- Directed by: Babu Narayanan
- Written by: Purushan Alappuzha Babu Narayanan (dialogues)
- Screenplay by: Purushan Alappuzha
- Produced by: Hameed
- Starring: Usha Jahnvi Mahesh Innocent Adoor Bhavani K. B. Ganesh Kumar
- Cinematography: V. Aravindakshan
- Edited by: G. Murali
- Music by: Kozhikode Yesudas
- Production company: Gemi Movies
- Distributed by: Gemi Movies
- Release date: 1990;
- Country: India
- Language: Malayalam

= Ponnaranjanam =

Ponnaranjanam is a 1990 Indian Malayalam-language film, directed by Babu Narayanan and produced by Hameed. The film stars Usha, Jahnvi, Mahesh, Innocent and Adoor Bhavani. The film's score was composed by Kozhikode Yesudas. Lesbian is the main theme of the film. The film received a dubbed version in Hindi as Galat Sambandh. There also exists a rare uncut/uncensored version of the film

==Plot==
Rosy (Jahnvi) is attracted to Ponnu (Usha) who doesn't like the attention. Ponnu is in a relationship with Vinu.

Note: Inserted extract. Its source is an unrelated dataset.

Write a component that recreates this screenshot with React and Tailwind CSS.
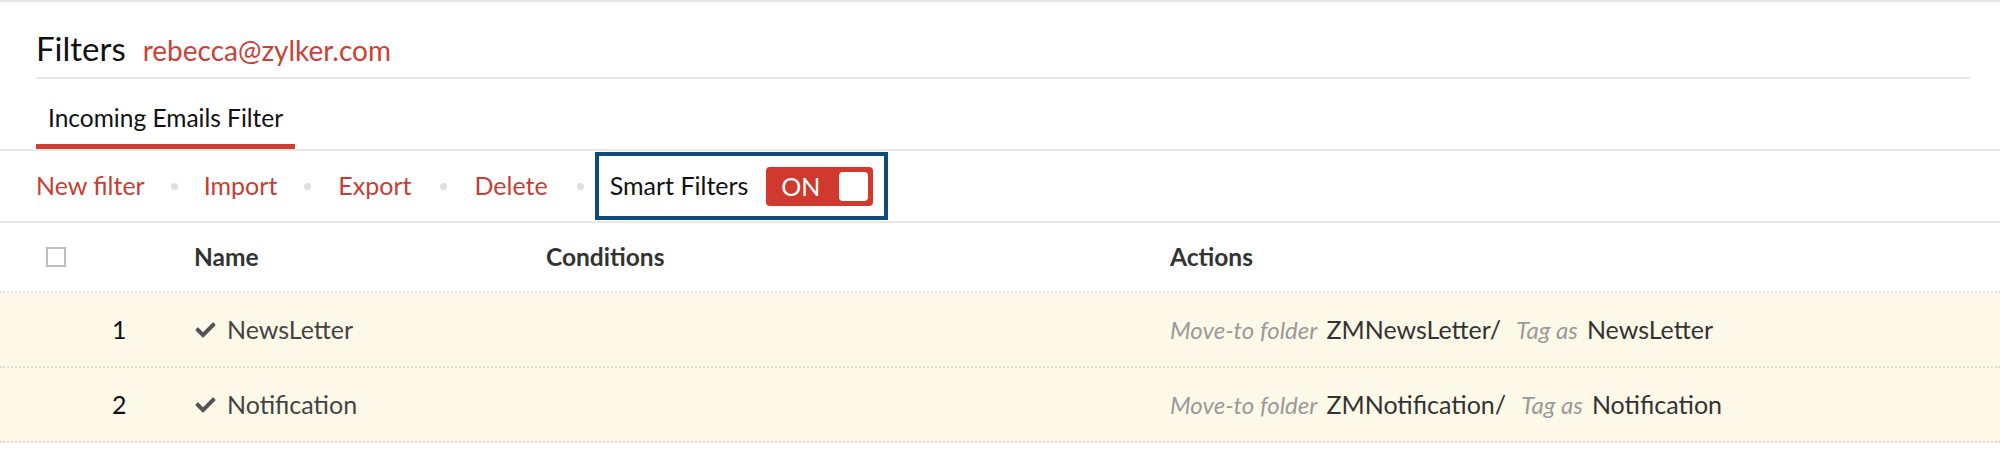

Rosy seeks Gilbert's help to sabotage Ponnu and Vinu's relationship.

==Cast==
- Usha as Padinjare Manakkal Savithri/Ponnu
- Mahesh as Vinu
- Jahnvi/Devishri as Rosy Chakko
- K. B. Ganesh Kumar as Gilbert
- Bhuvana Saravana
- Innocent as Thirumeni/Savithri's father
- Adoor Bhavani
- Baiju Santhosh as Mathappan
- Mala Aravindan as Ayyappan
- Mamukkoya as Ummukoya
- Kanakalatha as Ayyapan's Wife
- Usha Thenginthodiyil as Shantha Nedungadi

==Soundtrack==
The music was composed by Kozhikode Yesudas with lyrics by R. K. Damodaran.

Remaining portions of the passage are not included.